Orellana es un hombre mayor, y habla como tal: “Le digo algo, en general la Caravana Migrante se ha comportado, pero sí hay grupos de delincuentes, vienen muchos con dinero que se escudan en el grupo para seguir el camino. A los hondureños y nicaragüenses los azuzaron a venirse, los tres días que estuve deportado la prensa difundió: Saldrá grupo de caravana hacia EU".
Señala que la noticia se regó como pólvora, "por eso es que todos nosotros estamos acá. Fue un asunto político la verdad", advierte.
–¿Piensa que puede volver a Honduras?
–No, a Honduras nunca y a El Salvador jamás–, sentencia José del Carmen.

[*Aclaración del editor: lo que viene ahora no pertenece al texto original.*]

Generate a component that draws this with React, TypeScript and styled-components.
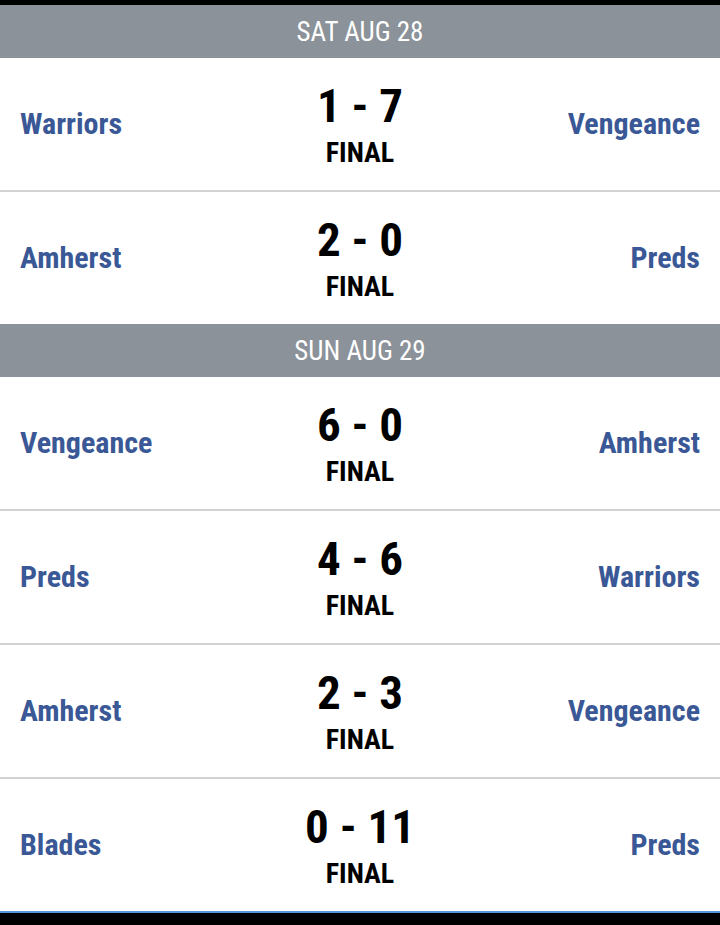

Al redactarse estas líneas un tráiler se detiene frente a la puerta 6 del estadio Palillo. Se abre la caja, al menos 200 migrantes hombres bajan y se internan en el albergue. El éxodo sigue fluyendo.

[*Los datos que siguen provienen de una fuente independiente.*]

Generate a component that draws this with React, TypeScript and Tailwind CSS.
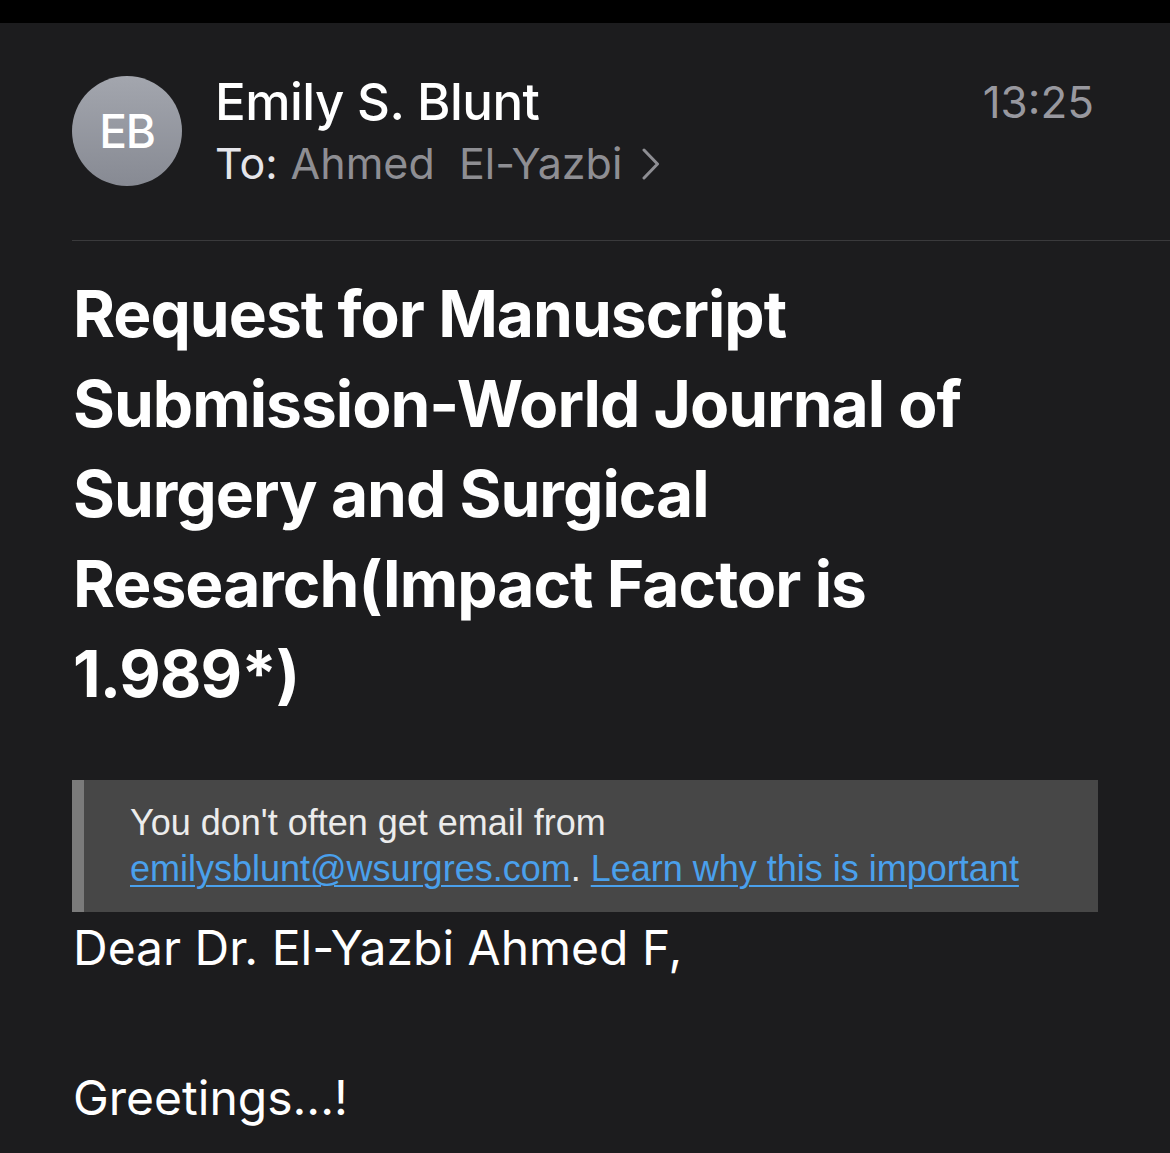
const sf = { fontFamily: "Inter, 'Noto Sans', sans-serif" };

export default function App() {
  return (
    <div className="min-h-screen w-[1170px] bg-[#1c1c1e] text-white" style={sf}>
      <div className="h-[23px] bg-black" />

      {/* header */}
      <div className="flex items-start pl-[72px] pr-[76px] pt-[53px]">
        <div className="flex h-[110px] w-[110px] shrink-0 items-center justify-center rounded-full bg-gradient-to-b from-[#a3a6ae] to-[#878a93]">
          <span className="text-[46px] font-medium tracking-tight text-white">EB</span>
        </div>
        <div className="ml-[33px] -mt-[2px] flex-1">
          <div className="flex items-start justify-between">
            <h1 className="text-[51px] font-medium leading-[56px] tracking-[-0.01em]">Emily S. Blunt</h1>
            <span className="text-[44px] leading-[56px] text-[#98989f]">13:25</span>
          </div>
          <div className="mt-[7px] flex items-center text-[43px] leading-[52px]">
            <span className="text-[#e5e5ea]">To:</span>
            <span className="ml-[13px] text-[#8e8e93]">Ahmed&nbsp;&nbsp;El-Yazbi</span>
            <svg className="ml-[20px] mt-[2px]" width="18" height="32" viewBox="0 0 18 32" fill="none">
              <polyline points="2,2 15.5,16 2,30" stroke="#8e8e93" strokeWidth="3" strokeLinecap="round" strokeLinejoin="round" />
            </svg>
          </div>
        </div>
      </div>

      <div className="ml-[72px] mt-[51px] h-[1px] bg-[#3a3a3c]" />

      {/* subject */}
      <h2 className="mt-[28px] pl-[73px] pr-[150px] text-[64px] font-bold leading-[90px] tracking-[-0.015em]">
        Request for Manuscript Submission-World Journal of Surgery and Surgical Research(Impact Factor is 1.989*)
      </h2>

      {/* external sender banner */}
      <div className="ml-[72px] mr-[72px] mt-[61px] flex border-l-[12px] border-[#7b7b7b] bg-[#474747] py-[20px] pl-[46px] pr-[20px]">
        <p className="text-[36px] leading-[46px] text-[#ececec]" style={{ fontFamily: "'Liberation Sans', Arial, sans-serif" }}>
          You don't often get email from
          <br />
          <span className="text-[#4aa0ec] underline decoration-2 underline-offset-4">emilysblunt@wsurgres.com</span>
          .{" "}
          <span className="text-[#4aa0ec] underline decoration-2 underline-offset-4">Learn why this is important</span>
        </p>
      </div>

      {/* body */}
      <div className="-mt-[2px] pl-[73px] text-[48px] leading-[75px] text-white">
        <p>Dear Dr. El-Yazbi Ahmed F,</p>
        <p>&nbsp;</p>
        <p>Greetings...!</p>
      </div>
    </div>
  );
}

Tras la más frío noche-madrugada (a 10 grados centígrados a la 1:00 am de otoño, algo que muchos centroamericanos no habían vivido nunca) los mil 400 migrantes que tomaron la vanguardia del éxodo de la pobreza vieron el amanecer en la capital y se quedaron boquiabiertos. A las siete de la mañana el sol ya bañaba el césped del estadio donde algunos hombres decidieron pernoctar. Al abrir los ojos, el café caliente y pan estaban listos. El hambre es evidente.
Afuera, autos particulares desde temprana hora no dejaban de estacionarse sobre Río de la Piedad. Sí, los capitalinos de colonias cercanas o lejanas se apiadaron del éxodo. En unos minutos descargaban bolsas con regalos, chamarras, suéteres, abrigos, pantalones, camisas, mamelucos o chambritas. Mucha ropa de bebé. Mochilas con jeans para mujeres. Prendas para niños de todas las edades. Y juguetes.
Los migrantes se volcaron sobre las donaciones. Los capitalinos que se dirigían a la entrada de la estación del Metro Ciudad Deportiva detenían el paso, buscaban entre las bolsas del pantalón o la bolsa de mano una moneda, un billete para entregarlos.
La Caravana Migrante debe reunirse en su totalidad a más tardar el miércoles, cinco mil hombres y mujeres procedentes de Honduras, El Salvador, Guatemala, Nicaragua y Costa Rica, continuarán su camino hacia la frontera norte. Al menos ese es el plan que se escucha de sus labios.
Será nuevamente en algún estado norteño donde se dividirán, quizá para siempre, "los que no van en familia". Algunos buscarán desviarse hacia Tijuana y otros hacia Tamaulipas.
"Los de acá, de esta ciudad que está bien bonita, son los más buena onda de México”, señala un centroamericano que ha decidido adoptar modismos locales, “de todos los lugares que hemos recorrido, aquí, aquí nos han tratado como reyes. Yo creo que ustedes ven que somos gente buena, ¿no?", comenta Jimmy Alexander, de 34 años, quien abandona San Francisco, La Paz, en Honduras.
Para las 13:40 horas, jóvenes migrantes ya tomaron un baño. Agua fría y jabón resbalan por sus cuerpos, carcajean, juegan. Parece que van dejando cada vez más lejos una tragedia: la separación familiar.